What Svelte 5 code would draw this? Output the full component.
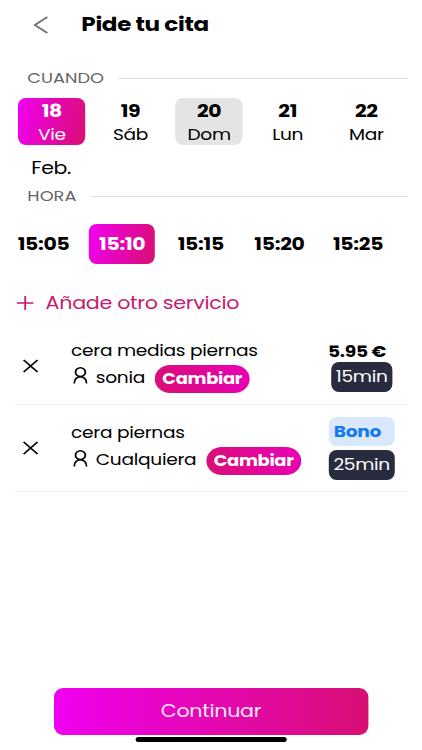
<script lang="ts">
	interface Service {
		name: string;
		staff: string;
		price: string;
		voucher: boolean;
		minutes: number;
	}

	const days = [
		{ num: 18, name: 'Vie' },
		{ num: 19, name: 'Sáb' },
		{ num: 20, name: 'Dom', closed: true },
		{ num: 21, name: 'Lun' },
		{ num: 22, name: 'Mar' }
	];
	const hours = ['15:05', '15:10', '15:15', '15:20', '15:25'];

	let selectedDay = $state(18);
	let selectedHour = $state('15:10');
	let services = $state<Service[]>([
		{ name: 'cera medias piernas', staff: 'sonia', price: '5.95 €', voucher: false, minutes: 15 },
		{ name: 'cera piernas', staff: 'Cualquiera', price: 'Bono', voucher: true, minutes: 25 }
	]);

	function removeService(index: number) {
		services = services.filter((_, i) => i !== index);
	}
</script>

<div class="screen">
	<header>
		<button class="back" aria-label="Volver">
			<svg width="12" height="18" viewBox="0 0 12 18" preserveAspectRatio="none">
				<path d="M11.5 1 L1 9 L11.5 17" />
			</svg>
		</button>
		<h1>Pide tu cita</h1>
	</header>

	<div class="section-title when"><span>CUANDO</span><hr /></div>
	<div class="days">
		{#each days as day}
			<button
				class="day"
				class:selected={day.num === selectedDay}
				class:closed={day.closed}
				onclick={() => (selectedDay = day.num)}
			>
				<b>{day.num}</b>
				<span>{day.name}</span>
			</button>
		{/each}
	</div>
	<div class="month">Feb.</div>

	<div class="section-title"><span>HORA</span><hr /></div>
	<div class="hours">
		{#each hours as hour}
			<button class="hour" class:selected={hour === selectedHour} onclick={() => (selectedHour = hour)}>
				{hour}
			</button>
		{/each}
	</div>

	<button class="add">
		<svg width="14" height="16" viewBox="0 0 14 16">
			<path d="M7 1 V15 M0 8 H14" />
		</svg>
		<span>Añade otro servicio</span>
	</button>

	<div class="services">
		{#each services as service, index}
			<div class="service" class:with-voucher={service.voucher}>
				<button class="remove" aria-label="Quitar" onclick={() => removeService(index)}>
					<svg width="13" height="14" viewBox="0 0 13 14">
						<path d="M.7 1 L12.3 13 M12.3 1 L.7 13" />
					</svg>
				</button>
				<div class="info">
					<div class="name">{service.name}</div>
					<div class="staff">
						<svg width="12" height="17" viewBox="0 0 12 17">
							<ellipse cx="6" cy="5.2" rx="4.1" ry="4.4" />
							<path d="M.8 16.4 C.8 12.5 3.2 9.7 6 9.7 S11.2 12.5 11.2 16.4" />
						</svg>
						<span>{service.staff}</span>
						<button class="change">Cambiar</button>
					</div>
				</div>
				<div class="cost">
					<div class="price" class:voucher={service.voucher}>{service.price}</div>
					<div class="minutes">{service.minutes}min</div>
				</div>
			</div>
		{/each}
	</div>

	<footer>
		<button class="continue">Continuar</button>
		<div class="home-bar"></div>
	</footer>
</div>

<style>
	:global(body) {
		background: #fff;
		overflow: hidden;
	}

	.screen {
		display: flex;
		flex-direction: column;
		width: 351.67px;
		height: 750px;
		transform: scaleX(1.2);
		transform-origin: 0 0;
		font-family: Poppins, Inter, 'Open Sans', sans-serif;
		font-size: 15.5px;
		letter-spacing: -0.24px;
		color: #000;
		background: #fff;
		white-space: nowrap;
	}

	button {
		display: flex;
		align-items: center;
		justify-content: center;
		margin: 0;
		padding: 0;
		border: 0;
		background: none;
		font: inherit;
		color: inherit;
		letter-spacing: inherit;
		cursor: pointer;
	}

	svg {
		display: block;
		flex: none;
		fill: none;
		stroke: currentColor;
		stroke-width: 1.5;
	}

	header {
		display: flex;
		align-items: center;
		height: 49px;
		padding-left: 28.3px;
		gap: 27.5px;
	}

	.back {
		color: #777;
	}

	.back svg {
		stroke-width: 1.8;
	}

	h1 {
		margin: 0;
		font-size: 19.2px;
		font-weight: 700;
		letter-spacing: -0.27px;
	}

	.section-title {
		display: flex;
		align-items: center;
		height: 20px;
		margin: 0 12px 0 22.8px;
		gap: 12px;
		font-size: 14.8px;
		letter-spacing: 0;
		color: #666;
	}

	.section-title.when {
		margin-top: 19px;
	}

	.section-title hr {
		flex: 1;
		height: 1px;
		margin: 0;
		border: 0;
		background: #dcdcdc;
	}

	.days {
		display: grid;
		grid-template-columns: repeat(5, 65.5px);
		justify-items: center;
		padding: 10px 0 0 10.5px;
	}

	.day {
		flex-direction: column;
		width: 56.3px;
		height: 47px;
		border-radius: 6.5px / 8px;
		line-height: 23px;
	}

	.day b {
		margin-top: 2px;
		font-size: 17px;
	}

	.day.closed {
		background: #e4e4e4;
	}

	.day.selected,
	.hour.selected {
		color: #fff;
		background: linear-gradient(100deg, #f000f0, #d90f74);
	}

	.month {
		height: 41px;
		padding-left: 26px;
		font-size: 17px;
		line-height: 47px;
	}

	.hours {
		display: grid;
		grid-template-columns: repeat(5, 65.5px);
		justify-items: center;
		padding: 17.5px 0 0 3.6px;
	}

	.hour {
		width: 55px;
		height: 40px;
		border-radius: 6.5px / 8px;
		font-size: 17px;
		font-weight: 700;
	}

	.add {
		justify-content: flex-start;
		height: 30px;
		margin-top: 24.5px;
		padding-left: 14px;
		gap: 10px;
		font-size: 17.2px;
		color: #c9196f;
	}

	.services {
		margin: 8.5px 12px 0 11.7px;
	}

	.service {
		display: flex;
		align-items: flex-start;
		height: 77px;
		border-bottom: 1.5px solid #f0f0f0;
	}

	.service.with-voucher {
		height: 86.5px;
	}

	.remove {
		margin: 32px 27.5px 0 7px;
	}

	.info {
		flex: 1;
		padding-top: 12px;
	}

	.with-voucher .remove {
		margin-top: 36.5px;
	}

	.with-voucher .info {
		padding-top: 16.5px;
	}

	.name {
		line-height: 24px;
	}

	.staff {
		display: flex;
		align-items: center;
		height: 28px;
		margin-top: 2px;
		padding-left: 2.3px;
	}

	.staff svg {
		margin: -6px 6.3px 0 0;
	}

	.staff span {
		margin-top: -2.5px;
	}

	.change {
		width: 79.5px;
		height: 28px;
		margin-left: 8px;
		border-radius: 13px / 14px;
		font-size: 14.9px;
		font-weight: 700;
		color: #fff;
		background: linear-gradient(70deg, #d90f74, #e900b8);
	}

	.cost {
		width: 65.5px;
		padding-top: 14px;
	}

	.price {
		margin-left: -0.8px;
		font-weight: 700;
		line-height: 21px;
	}

	.minutes {
		width: 51px;
		height: 29.5px;
		margin: 0.5px 0 0 1.8px;
		border-radius: 6.5px / 8px;
		line-height: 30px;
		text-align: center;
		color: #fff;
		background: #292c3e;
	}

	.with-voucher .cost {
		padding-top: 12px;
	}

	.price.voucher {
		width: 54.5px;
		height: 29.5px;
		margin-left: 0;
		padding-left: 4px;
		box-sizing: border-box;
		border-radius: 6.5px / 8px;
		line-height: 29.5px;
		color: #1478f0;
		background: #dae8fb;
	}

	.with-voucher .minutes {
		width: 54.5px;
		margin: 4px 0 0;
	}

	footer {
		display: flex;
		flex-direction: column;
		align-items: center;
		margin-top: auto;
		padding-bottom: 8px;
	}

	.continue {
		width: 262px;
		height: 47.5px;
		border-radius: 7.5px / 9px;
		font-size: 17.2px;
		color: #ffe6fb;
		background: linear-gradient(90deg, #f000f0, #d90f74);
	}

	.home-bar {
		width: 125.5px;
		height: 5px;
		margin-top: 2px;
		border-radius: 2px / 2.5px;
		background: #000;
	}
</style>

- [EXERCISE DETAILS] Without any pictures, reproduce the lines from the first one in the material through the line that has "const hours = ['15:05', '15:10', '15:15', '15:20', '15:25'];", exactly as they appear.

- [EXERCISE ANSWER]
What Svelte 5 code would draw this? Output the full component.
<script lang="ts">
	interface Service {
		name: string;
		staff: string;
		price: string;
		voucher: boolean;
		minutes: number;
	}

	const days = [
		{ num: 18, name: 'Vie' },
		{ num: 19, name: 'Sáb' },
		{ num: 20, name: 'Dom', closed: true },
		{ num: 21, name: 'Lun' },
		{ num: 22, name: 'Mar' }
	];
	const hours = ['15:05', '15:10', '15:15', '15:20', '15:25'];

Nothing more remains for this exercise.